Your objective: Omit the pictures and print exactly the lines of the listing below, starting at the first and ending at the line containing "const [url, setUrl] = useState(PANEL_URL);".

Data:
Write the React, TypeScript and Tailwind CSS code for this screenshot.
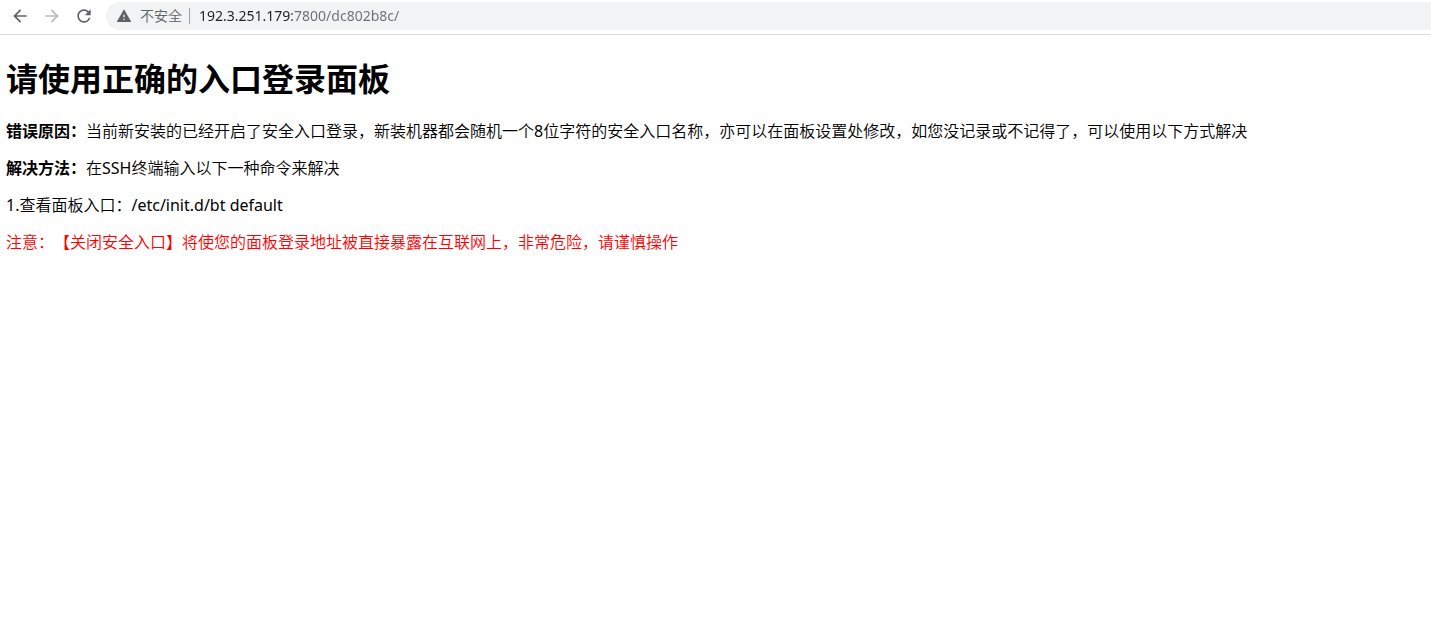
import { useState } from "react";
import { MdArrowBack, MdArrowForward, MdRefresh, MdWarning } from "react-icons/md";

const PANEL_URL = "192.3.251.179:7800/dc802b8c/";

function Toolbar() {
  const [url, setUrl] = useState(PANEL_URL);

  return (
    <header className="flex h-[35px] items-start border-b border-[#dadada] bg-white pt-0.5">
      <nav className="flex h-7 items-center gap-3 pl-2.5 pr-3">
        <button type="button" aria-label="后退" className="text-[#5f6368]">
          <MdArrowBack className="size-5" />
        </button>
        <button type="button" aria-label="前进" disabled className="text-[#babcbe]">
          <MdArrowForward className="size-5" />
        </button>
        <button type="button" aria-label="重新加载" className="text-[#5f6368]">
          <MdRefresh className="size-5" />
        </button>
      </nav>

      <div className="flex h-7 min-w-0 flex-1 items-center rounded-l-full bg-[#f1f3f4] pl-2.5 text-sm">
        <button type="button" className="flex items-center gap-2 text-[#5f6368]">
          <MdWarning className="size-4" />
          <span className="font-[350]">不安全</span>
        </button>
        <span className="ml-[7px] h-4 w-px bg-[#9aa0a6]" />
        {/* host is dark, port and path are grey */}
        <input
          aria-label="地址栏"
          value={url}
          onChange={(e) => setUrl(e.target.value)}
          spellCheck={false}
          className="ml-[9px] min-w-0 flex-1 bg-[linear-gradient(to_right,#202124_93px,#6b6f73_93px)] bg-clip-text text-transparent caret-[#202124] outline-none"
        />
      </div>
    </header>
  );
}

export default function App() {
  return (
    <div className="min-h-screen bg-white font-['Noto_Sans','Noto_Sans_CJK_SC',sans-serif] text-black [text-spacing-trim:space-all]">
      <Toolbar />
      <main className="flex flex-col gap-4 px-1.5 pt-[22px] text-base font-[350] leading-[21px]">
        <h1 className="mb-1 text-[32px] font-bold leading-[44px]">请使用正确的入口登录面板</h1>
        <p>
          <b className="font-bold">错误原因：</b>
          当前新安装的已经开启了安全入口登录，新装机器都会随机一个<span className="font-normal">8</span>位字符的安全入口名称，亦可以在面板设置处修改，如您没记录或不记得了，可以使用以下方式解决
        </p>
        <p>
          <b className="font-bold">解决方法：</b>在<span className="font-normal">SSH</span>终端输入以下一种命令来解决
        </p>
        <p>
          <span className="font-normal">1.</span>查看面板入口：
          <span className="font-normal">/etc/init.d/bt default</span>
        </p>
        <p className="text-[#ff0000]">
          注意：【关闭安全入口】将使您的面板登录地址被直接暴露在互联网上，非常危险，请谨慎操作
        </p>
      </main>
    </div>
  );
}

Full solution:
Write the React, TypeScript and Tailwind CSS code for this screenshot.
import { useState } from "react";
import { MdArrowBack, MdArrowForward, MdRefresh, MdWarning } from "react-icons/md";

const PANEL_URL = "192.3.251.179:7800/dc802b8c/";

function Toolbar() {
  const [url, setUrl] = useState(PANEL_URL);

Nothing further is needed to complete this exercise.